One of the strangest things about Boulware’s bizarre and brief reign of terror in Dallas is how little attention it warranted by that Monday. Having happened in the wee hours of the weekend, it fell into a news hole. And Boulware’s failure to successfully shoot any of the police he targeted made it easier for people to shrug it off. Something about the situation, as surreal an event as you could imagine happening in an American city, had become normalized, unworthy of sustained general interest just two days later.
We’ve all become accustomed to mass shootings, but Boulware’s specific anti-police plot wasn’t even particularly unusual in Texas: Some eight months earlier, an anti-government crank named Larry McQuilliam went on a shooting spree in downtown Austin. After firing a hundred rounds into government buildings and the headquarters of the Austin Police Department, and a botched attempt to set the Mexican Consulate on fire, he was dispatched by one cop’s lucky shot before he could hurt anyone.
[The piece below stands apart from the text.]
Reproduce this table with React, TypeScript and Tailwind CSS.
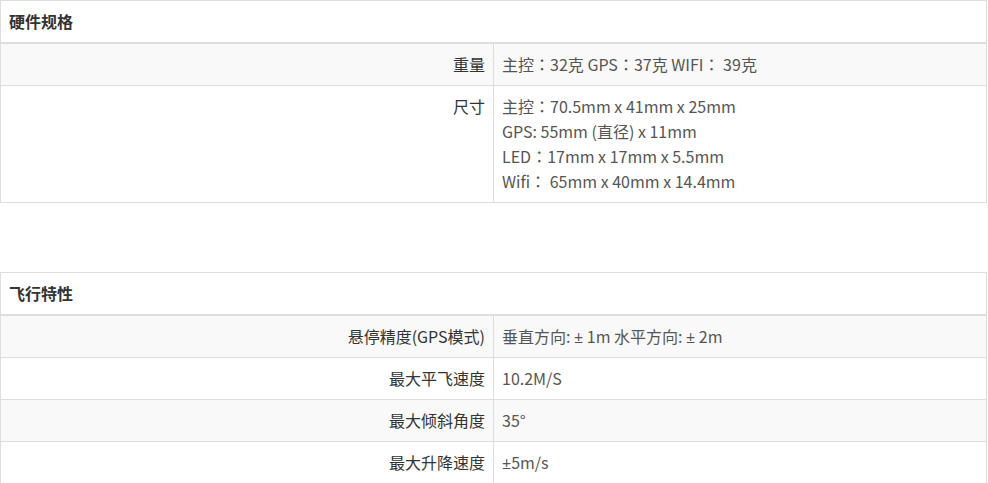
import React from "react";

type Row = { label: string; lines: string[] };

const hardware: Row[] = [
  { label: "重量", lines: ["主控：32克 GPS：37克 WIFI： 39克"] },
  {
    label: "尺寸",
    lines: [
      "主控：70.5mm x 41mm x 25mm",
      "GPS: 55mm (直径) x 11mm",
      "LED：17mm x 17mm x 5.5mm",
      "Wifi： 65mm x 40mm x 14.4mm",
    ],
  },
];

const flight: Row[] = [
  { label: "悬停精度(GPS模式)", lines: ["垂直方向: ± 1m 水平方向: ± 2m"] },
  { label: "最大平飞速度", lines: ["10.2M/S"] },
  { label: "最大倾斜角度", lines: ["35°"] },
  { label: "最大升降速度", lines: ["±5m/s"] },
];

// ± drawn by a Latin face (narrow), full-width colon centred like the TC face
const Line = ({ text }: { text: string }) => {
  const parts = text.split(/(±|：)/);
  return (
    <div className="h-[25px]">
      {parts.map((p, i) =>
        p === "±" ? (
          <span key={i} className="font-['Open_Sans'] leading-none">
            ±
          </span>
        ) : p === "：" ? (
          <span key={i} className="font-['Noto_Sans_CJK_TC'] leading-none">
            ：
          </span>
        ) : (
          <React.Fragment key={i}>{p}</React.Fragment>
        )
      )}
    </div>
  );
};

const SpecTable = ({ title, rows }: { title: string; rows: Row[] }) => (
  <table className="w-[987px] border-collapse border border-[#ddd] text-[16px] leading-[25px]">
    <thead>
      <tr>
        <th
          colSpan={2}
          className="border-b-2 border-[#ddd] px-2 py-2 text-left font-bold text-[#333]"
        >
          {title}
        </th>
      </tr>
    </thead>
    <tbody>
      {rows.map((row, i) => (
        <tr
          key={row.label}
          className={i % 2 === 0 ? "bg-[#f9f9f9]" : "bg-white"}
        >
          <td className="w-[493px] border-t border-r border-[#ddd] px-2 py-2 text-right align-top text-[#333]">
            {row.label}
          </td>
          <td className="border-t border-[#ddd] px-2 py-2 align-top text-[#555]">
            {row.lines.map((line) => (
              <Line key={line} text={line} />
            ))}
          </td>
        </tr>
      ))}
    </tbody>
  </table>
);

export default function App() {
  return (
    <div className="bg-white font-['Noto_Sans_CJK_SC',sans-serif]">
      <SpecTable title="硬件规格" rows={hardware} />
      <div className="h-[69px]" />
      <SpecTable title="飞行特性" rows={flight} />
    </div>
  );
}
And in 2010, another loner named Patrick Sharp attempted to set off an ammonium nitrate bomb in front of the headquarters of the McKinney Police Department, north of Dallas. The bomb failed to detonate, but he then fired 163 shots at responding officers before he was killed.
All commentary to the contrary notwithstanding, there is nothing particularly surprising about Thursday’s attack in Dallas. It was inevitable. Eventually, someone was going to get it “right.” Micah Xavier Johnson, thanks to his military training, knew what he was doing, targeting and dispatching police officers with ruthless efficiency. Footage from the attack showing Johnson weaving in and out of pillars and shooting one officer from behind is a brutal testament to what powerful weaponry in skilled hands can do in the right environment, against even well-trained and armed opponents. It was also, in its own way, a powerful rebuke to the strange logic that governs gun politics, and gun culture, in Texas.
The modern mass shooting was born three hours south of downtown Dallas, at the University of Texas in Austin, in 1966. Another veteran, an ex-Marine sharpshooter named Charles Whitman, climbed the university tower and started picking off students. Whitman, like Johnson, benefited from being a hell of a lot better with a gun than his opponents, and had significant tactical advantages — in Whitman’s case height, and in Johnson’s chaos and the presence of crowds.